Kurz vor der per Videoschalte bekanntgegebenen Entscheidung bot Johnson sämtlichen Vorsitzenden der im Unterhaus vertretenen Parteien für kommende Woche ein Informationsgespräch mit Experten an. Der Premierminister ist selbst mit Sars-CoV-2 infiziert und befindet sich seit mehr als einer Woche in Selbstisolation. Starmer sagte Johnson noch am Samstagmittag telefonisch seine Teilnahme zu.

Ende der harten Linken

Womöglich will der Regierungschef den Oppositionsführer auch zu künftigen (Video-)Sitzungen des Krisenstabes Cobra einladen; an diesen nehmen schon bisher gelegentlich die Ministerpräsidenten von Wales (Labour), Schottland (schottische Nationalpartei SNP) und Nordirland (Unionistenpartei DUP/Nationalistenpartei Sinn Féin) teil. Der Eintritt Labours in eine nationale Einheitsregierung gilt hingegen unter politischen Beobachtern in London als wenig wahrscheinlich.

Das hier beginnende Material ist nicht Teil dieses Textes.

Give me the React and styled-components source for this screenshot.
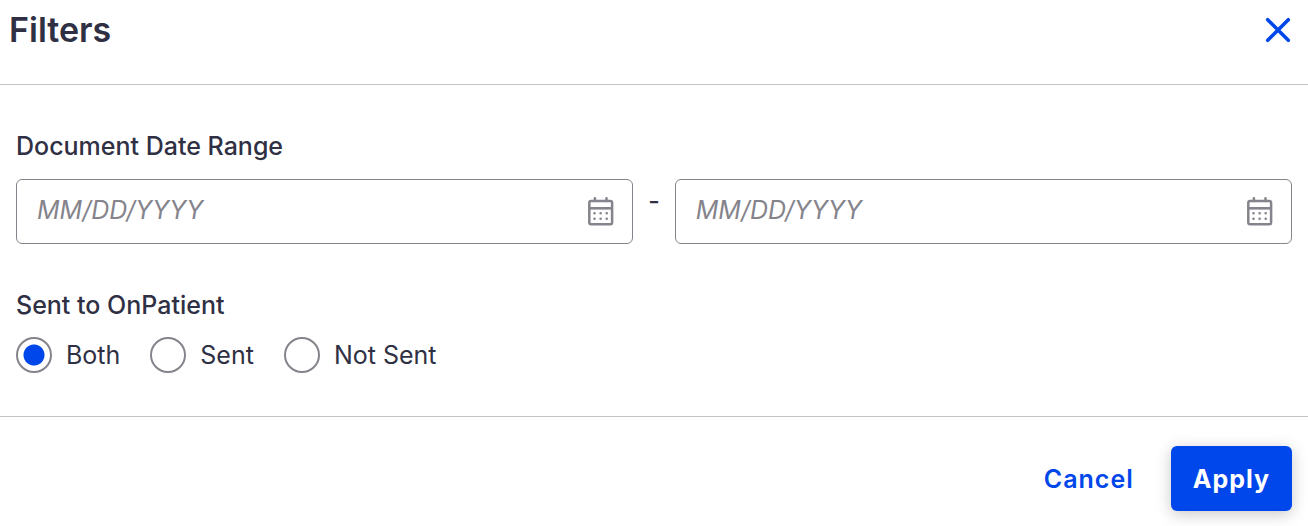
import styled, { createGlobalStyle } from 'styled-components';
import { useState } from 'react';

const SENT_OPTIONS = [
  { value: 'both', label: 'Both' },
  { value: 'sent', label: 'Sent' },
  { value: 'not-sent', label: 'Not Sent' },
];

const CloseIcon = () => (
  <svg width="26" height="26" viewBox="0 0 26 26" fill="none" aria-hidden="true">
    <path d="M2.7 2.7L23.3 23.3M23.3 2.7L2.7 23.3" stroke="currentColor" strokeWidth="3.6" strokeLinecap="round" />
  </svg>
);

const CalendarIcon = () => (
  <svg width="26" height="29" viewBox="0 0 26 29" fill="none" stroke="currentColor" aria-hidden="true">
    <rect x="1.3" y="4" width="22.8" height="23.2" rx="1.8" strokeWidth="2.5" />
    <path d="M1.3 11.3H24.1" strokeWidth="2.6" />
    <path d="M6.9 1.2V4M18.5 1.2V4" strokeWidth="2.5" strokeLinecap="round" />
    <path
      d="M6.5 16.3h.01M12.6 16.3h.01M18.7 16.3h.01M6.5 21.7h.01M12.6 21.7h.01M18.7 21.7h.01"
      strokeWidth="2.6"
      strokeLinecap="round"
    />
  </svg>
);

const DateField = ({ label }) => {
  const [date, setDate] = useState('');

  return (
    <DateBox>
      <DateInput
        aria-label={label}
        placeholder="MM/DD/YYYY"
        value={date}
        onChange={(e) => setDate(e.target.value)}
      />
      <IconButton type="button" aria-label={`Open ${label} calendar`}>
        <CalendarIcon />
      </IconButton>
    </DateBox>
  );
};

const App = () => {
  const [sent, setSent] = useState('both');

  return (
    <>
      <GlobalStyle />
      <Panel onSubmit={(e) => e.preventDefault()}>
        <Header>
          <Title>Filters</Title>
          <CloseButton type="button" aria-label="Close">
            <CloseIcon />
          </CloseButton>
        </Header>
        <Body>
          <Group>
            <Legend>Document Date Range</Legend>
            <DateRange>
              <DateField label="Start date" />
              <Dash>-</Dash>
              <DateField label="End date" />
            </DateRange>
          </Group>
          <Group>
            <Legend>Sent to OnPatient</Legend>
            <RadioList>
              {SENT_OPTIONS.map(({ value, label }) => (
                <RadioLabel key={value}>
                  <Radio
                    type="radio"
                    name="sent"
                    value={value}
                    checked={sent === value}
                    onChange={() => setSent(value)}
                  />
                  {label}
                </RadioLabel>
              ))}
            </RadioList>
          </Group>
        </Body>
        <Footer>
          <CancelButton type="button">Cancel</CancelButton>
          <ApplyButton type="submit">Apply</ApplyButton>
        </Footer>
      </Panel>
    </>
  );
};

export default App;

const GlobalStyle = createGlobalStyle`
  * {
    box-sizing: border-box;
  }

  body {
    margin: 0;
    background-color: #fff;
    color: #2f3044;
    font-family: Inter, sans-serif;
    font-size: 25px;
    line-height: 32px;
  }

  button,
  input {
    margin: 0;
    font: inherit;
  }
`;

const Panel = styled.form`
  width: 100%;
`;

const Header = styled.header`
  display: flex;
  align-items: flex-start;
  justify-content: space-between;
  height: 85px;
  padding: 8px 16px 0 9px;
  border-bottom: 1px solid #c3c2c9;
`;

const Title = styled.h1`
  margin: 0;
  font-size: 34px;
  font-weight: 600;
  line-height: 44px;
`;

const IconButton = styled.button`
  display: flex;
  flex-shrink: 0;
  padding: 0;
  border: 0;
  background: none;
  color: #85848c;
  cursor: pointer;
`;

const CloseButton = styled(IconButton)`
  padding: 9px 1px;
  color: #0047eb;
`;

const Body = styled.div`
  display: flex;
  flex-direction: column;
  gap: 45px;
  padding: 45px 16px 43px;
`;

const Group = styled.fieldset`
  min-width: 0;
  margin: 0;
  padding: 0;
  border: 0;
`;

const Legend = styled.legend`
  padding: 0;
  font-weight: 500;
`;

const DateRange = styled.div`
  display: flex;
  gap: 15px;
  padding-top: 17px;
`;

const DateBox = styled.div`
  display: flex;
  flex: 1;
  align-items: center;
  min-width: 0;
  height: 65px;
  padding: 0 18px 0 20px;
  border: 1px solid #85848c;
  border-radius: 6px;
`;

const DateInput = styled.input`
  flex: 1;
  min-width: 0;
  padding: 0 0 3px;
  border: 0;
  outline: 0;
  background: none;
  color: inherit;

  &::placeholder {
    color: #85848c;
    font-style: italic;
    opacity: 1;
  }
`;

const Dash = styled.span`
  padding-top: 6px;
  font-weight: 500;
`;

const RadioList = styled.div`
  display: flex;
  gap: 30px;
  padding-top: 16px;
`;

const RadioLabel = styled.label`
  display: flex;
  align-items: center;
  gap: 14px;
  height: 36px;
  cursor: pointer;
`;

const Radio = styled.input`
  width: 36px;
  height: 36px;
  border: 2px solid #85848c;
  border-radius: 50%;
  appearance: none;
  background-color: #fff;

  &:checked {
    background-image: radial-gradient(circle, #0047eb 10px, transparent 11px);
  }
`;

const Footer = styled.footer`
  display: flex;
  justify-content: flex-end;
  gap: 15px;
  padding: 29px 16px 15px;
  border-top: 1px solid #c3c2c9;
`;

const ActionButton = styled.button`
  height: 65px;
  padding: 0 22px;
  border: 0;
  border-radius: 6px;
  font-weight: 700;
  letter-spacing: 1px;
  cursor: pointer;
`;

const CancelButton = styled(ActionButton)`
  background: none;
  color: #0047eb;
  font-weight: 600;
`;

const ApplyButton = styled(ActionButton)`
  background-color: #0047eb;
  color: #fff;
  box-shadow: 0 3px 16px rgba(0, 0, 0, 0.22);
`;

Die Urwahl des zum gemäßigten linken Flügel zählenden Starmer durch 56 Prozent der Mitglieder, registrierten Anhänger und Angehörige Labour-naher Organisationen setzt der Herrschaft der harten Linken ein Ende. Veteran Corbyn war es gelungen, der Partei neue Energie einzuflößen; sie verfügt derzeit über mehr als 550000 Mitglieder und ist damit die grösste politische Gruppierung Westeuropas. Ihr dezidiert sozialdemokratisches Programm schnitt in Wählerbefragungen gut ab, hingegen beurteilten die Briten Corbyn selbst überwältigend negativ. Offenbar trauten sie dem langjährigen Hinterbänkler ohne jede Regierungserfahrung das Amt des Premierministers nicht zu.

Bekämpfung des Antisemitismus

Nachfolger Starmer will viele Ideen aus Labours letztem Wahlprogramm behalten. Dazu gehört die Rückführung von Eisenbahn, Post, Strom- und Wasserversorgern in öffentliches Eigentum, die Erhöhung der Einkommenssteuer für Spitzenverdiener sowie die Abschaffung der Studiengebühren von jährlich 9500 Pfund (10784 Euro/11385 Franken). Als vorrangiges Problem der kommenden Monate nannte er die Bekämpfung des Antisemitismus in seiner Partei, der unter dem langjährigen Israel-Kritiker Corbyn ins Kraut geschossen war. Vor allem aber gelte es, Labours Regierungsfähigkeit wiederherzustellen: "Wir haben vier Wahlen in Folge verloren. Wir müssen das Vertrauen in unsere Partei zurückgewinnen."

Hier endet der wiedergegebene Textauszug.